Cocktail Curations Conversation on making the best tonic water
Tonic Water! It adds so much to a cocktail—bitter, sweet, sour, salt—all packed in one neat little bottle.
Nicole at Cocktail Curations makes some of the best tonic water variations we’ve ever had. She says that, as long as you have all the essential ingredients, you can add any other flavors you dream of to make it unique and beautiful. The basic essential ingredients to any tonic are: quinine, a sweetening agent, citric acid, salt and, of course, a form of liquid.
They curate their tonic flavors the way they cook. We choose interesting flavors that balance one another and use fresh produce, citrus, herbs, and spices.

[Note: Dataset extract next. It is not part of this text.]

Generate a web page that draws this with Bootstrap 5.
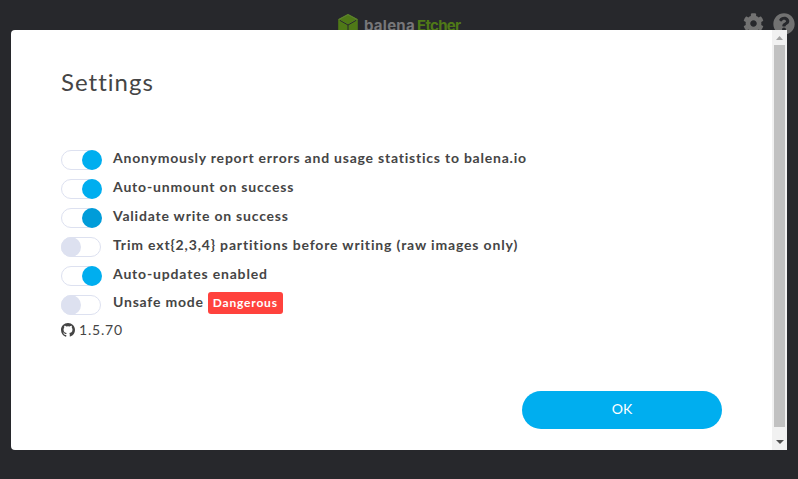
<!DOCTYPE html>
<html lang="en">
<head>
<meta charset="utf-8">
<title>balenaEtcher</title>
<link href="https://cdn.jsdelivr.net/npm/bootstrap@5.3.0/dist/css/bootstrap.min.css" rel="stylesheet">
<style>
body{width:798px;height:479px;background:#27282c;color:#454545;font-family:Lato,"Open Sans",sans-serif;font-size:14px;line-height:20px}
.brand-row{height:30px;padding:13px 3px 0 338px}
.brand-name{font:700 15px/20px Inter,sans-serif;color:#77777a;margin:3px 0 0 6px;white-space:nowrap}
.brand-name .balena{width:53px;letter-spacing:.25px}
.brand-name .etcher{color:#4f7917;letter-spacing:-.7px}
.app-icons{color:#727272;gap:9px}
.dialog-box{width:776px;height:420px;margin-left:11px;border-radius:4px 0 0 4px;background:#fff}
.dialog-main{padding:37px 50px 21px}
.dialog-title{font-size:24px;line-height:30px;font-weight:400;letter-spacing:1px;height:83px}
.setting{height:29px;gap:11px}
.toggle{width:41px;height:20px}
.track{width:40px;height:20px;border:1px solid #dde1f0;border-radius:10px}
.knob{width:20px;height:20px;border-radius:50%;background:#dde1f0;margin:-1px}
.on .knob{background:#00aeef;margin-left:20px;flex:none}
.on.hov .knob{background:#009cd9}
.setting-text{font-weight:700;line-height:20px;height:20px;margin-top:-2px;white-space:nowrap}
.l1{letter-spacing:.78px}
.l2{letter-spacing:.83px}
.l3{letter-spacing:.79px}
.l4{letter-spacing:.84px}
.l5{letter-spacing:.83px}
.l6{letter-spacing:.79px}
.l6row{margin-top:-2px}
.l6row .l6{margin-top:-3px}
.danger-tag{background:#ff423d;color:#fff;border-radius:3px;width:75px;height:22px;line-height:22px;font-size:12px;letter-spacing:.8px;margin-left:4px;flex:none}
.version{height:20px;gap:4px;margin-top:-4px;letter-spacing:.8px}
.ok-btn{width:200px;height:38px;border-radius:19px;background:#00aeef;color:#fff;font-size:14px;line-height:20px;padding:0 0 2px;border:0}
.scroll-bar{width:15px;background:#f1f1f1;padding:6px 2px 6px}
.scroll-thumb{width:11px;height:382px;background:#c1c1c1;margin-top:5px}
svg{display:block;flex:none}
</style>
<script src="https://cdn.jsdelivr.net/npm/bootstrap@5.3.0/dist/js/bootstrap.bundle.min.js"></script>
</head>
<body class="overflow-hidden">
<header class="brand-row d-flex align-items-start">
  <svg width="20" height="22" viewBox="0 0 20 22"><path d="M10 1l9.800 5.300v11L10 22 .2 17.300v-11z" fill="#4f7917"/><path d="M10 1l9.800 5.300L10 12 .2 6.300z" fill="#5d8230"/><path d="M10 2.200l8 4.400-8 4.600-8-4.600z" fill="#4f7917"/><path d="M1.800 7.300L10 12l8.200-4.700M10 12v9" stroke="#27282c" stroke-width="1" fill="none"/></svg>
  <div class="brand-name d-flex"><span class="balena">balena</span><span class="etcher">Etcher</span></div>
  <div class="app-icons d-flex ms-auto">
    <svg width="21" height="21" viewBox="0 0 512 512" fill="currentColor"><path d="M487.400 315.700l-42.600-24.600c4.300-23.200 4.300-47 0-70.200l42.600-24.600c4.900-2.800 7.100-8.600 5.500-14-11.100-35.600-30-67.800-54.700-94.600-3.800-4.100-10-5.100-14.800-2.300L380.800 110c-17.900-15.400-38.500-27.300-60.800-35.100V25.800c0-5.600-3.900-10.500-9.400-11.700-36.700-8.200-74.300-7.800-109.200 0-5.500 1.200-9.400 6.100-9.400 11.700V75c-22.200 7.900-42.800 19.800-60.800 35.100L88.700 85.500c-4.900-2.800-11-1.900-14.800 2.300-24.700 26.700-43.600 58.900-54.700 94.600-1.700 5.400.6 11.200 5.500 14L67.300 221c-4.300 23.200-4.300 47 0 70.200l-42.600 24.600c-4.900 2.800-7.100 8.600-5.500 14 11.100 35.600 30 67.800 54.700 94.600 3.800 4.100 10 5.100 14.800 2.300l42.600-24.600c17.900 15.400 38.500 27.300 60.800 35.100v49.200c0 5.600 3.900 10.500 9.400 11.700 36.700 8.200 74.300 7.800 109.200 0 5.500-1.200 9.400-6.100 9.400-11.700v-49.200c22.200-7.900 42.800-19.800 60.800-35.100l42.600 24.600c4.900 2.800 11 1.900 14.800-2.300 24.700-26.700 43.600-58.900 54.700-94.600 1.500-5.500-.7-11.300-5.600-14.100zM256 336c-44.100 0-80-35.900-80-80s35.900-80 80-80 80 35.900 80 80-35.900 80-80 80z"/></svg>
    <svg width="22" height="22" viewBox="0 0 512 512" fill="currentColor"><path d="M504 256c0 137-111 248-248 248S8 393 8 256C8 119.100 119 8 256 8s248 111.100 248 248zM262.700 90c-54.500 0-89.300 23-116.500 63.800-3.500 5.300-2.400 12.400 2.700 16.300l34.700 26.300c5.200 3.900 12.600 3 16.700-2.100 17.900-22.700 30.100-35.800 57.300-35.800 20.400 0 45.700 13.100 45.700 33 0 15-12.400 22.700-32.500 34C247.100 238.500 216 254.900 216 296v4c0 6.600 5.400 12 12 12h56c6.600 0 12-5.400 12-12v-1.300c0-28.500 83.200-29.600 83.200-106.700 0-58-60.200-102-116.500-102zM256 338c-25.400 0-46 20.600-46 46s20.600 46 46 46 46-20.600 46-46-20.600-46-46-46z"/></svg>
  </div>
</header>
<main class="dialog-box d-flex position-relative">
  <div class="dialog-main flex-grow-1 d-flex flex-column">
    <h1 class="dialog-title mb-0"><span>Settings</span></h1>
    <div class="setting on d-flex"><div class="toggle"><div class="track d-flex"><div class="knob"></div></div></div><div class="setting-text"><span class="l1">Anonymously report errors and usage statistics to balena.io</span></div></div>
    <div class="setting on d-flex"><div class="toggle"><div class="track d-flex"><div class="knob"></div></div></div><div class="setting-text"><span class="l2">Auto-unmount on success</span></div></div>
    <div class="setting on hov d-flex"><div class="toggle"><div class="track d-flex"><div class="knob"></div></div></div><div class="setting-text"><span class="l3">Validate write on success</span></div></div>
    <div class="setting d-flex"><div class="toggle"><div class="track d-flex"><div class="knob"></div></div></div><div class="setting-text"><span class="l4">Trim ext{2,3,4} partitions before writing (raw images only)</span></div></div>
    <div class="setting on d-flex"><div class="toggle"><div class="track d-flex"><div class="knob"></div></div></div><div class="setting-text"><span class="l5">Auto-updates enabled</span></div></div>
    <div class="setting d-flex"><div class="toggle"><div class="track d-flex"><div class="knob"></div></div></div><div class="setting-text d-flex align-items-center l6row"><span class="l6">Unsafe mode</span><span class="danger-tag text-center">Dangerous</span></div></div>
    <div class="version d-flex align-items-center"><svg width="14" height="14" viewBox="0 0 16 16" fill="currentColor"><path d="M8 0C3.580 0 0 3.580 0 8c0 3.540 2.290 6.530 5.470 7.590.4.070.55-.17.55-.38v-1.490C3.800 14.200 3.330 12.650 3.330 12.650c-.36-.92-.89-1.170-.89-1.170-.73-.5.050-.49.050-.49.800.06 1.230.83 1.230.83.720 1.220 1.870.87 2.330.66.070-.52.280-.87.510-1.070-1.780-.2-3.640-.89-3.640-3.950 0-.87.310-1.590.82-2.150-.08-.2-.36-1.020.08-2.120 0 0 .67-.21 2.200.82a7.700 7.700 0 0 1 4 0c1.530-1.040 2.200-.82 2.200-.82.440 1.100.160 1.920.080 2.120.510.56.820 1.270.820 2.150 0 3.070-1.870 3.750-3.650 3.950.290.25.540.73.540 1.480v2.200c0 .21.150.46.550.38A8 8 0 0 0 16 8c0-4.420-3.580-8-8-8z"/></svg><span>1.5.70</span></div>
    <button type="button" class="btn ok-btn mt-auto ms-auto">OK</button>
  </div>
  <div class="scroll-bar d-flex flex-column align-items-center">
    <svg width="7" height="4" viewBox="0 0 7 4"><path d="M3.500 0L7 4H0z" fill="#a3a3a3"/></svg>
    <div class="scroll-thumb"></div>
    <svg class="mt-auto" width="8" height="4" viewBox="0 0 8 4"><path d="M0 0h8L4 4z" fill="#505050"/></svg>
  </div>
</main>
</body>
</html>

At events, tonic bars are a crowd pleaser because they give guests the opportunity to decide on their spirit preference, alcohol ratios, tonic flavors, sweetness level and garnish. It’s just pure joy and creativity in a glass – with or without the alcohol.
3 Cups White Sugar
5 Cups Water
2 tbsp cinchona bark (cut and sifted)
1 tbsp salt
2 tbsp fennel
1 tsp citric aid
Remove from heat and strain through a fine mesh
3 oz fresh basil
*You can purchase chichona bark online. Make sure they are sifted and cut bark pieces.
Bring all ingredients to a boil in a 6-quart stock pot and reduce to a simmer for 10 minutes.
Remove from heat and strain through a fine mesh sieve and cool.
After the tonic is cool enough to handle, funnel into bottles or storage container of your choice and store in the fridge
One way to use your tonic is in the classic Gin and Tonic. Mix 2 oz. gin with 2 oz. tonic syrup in a glass and top with sparkling water. Garnish with beautiful fresh or dehydrated fruits and herbs.
Alternatively, you can also shake it up the tonic syrup with your spirit of choice and a squeeze of fresh lime juice.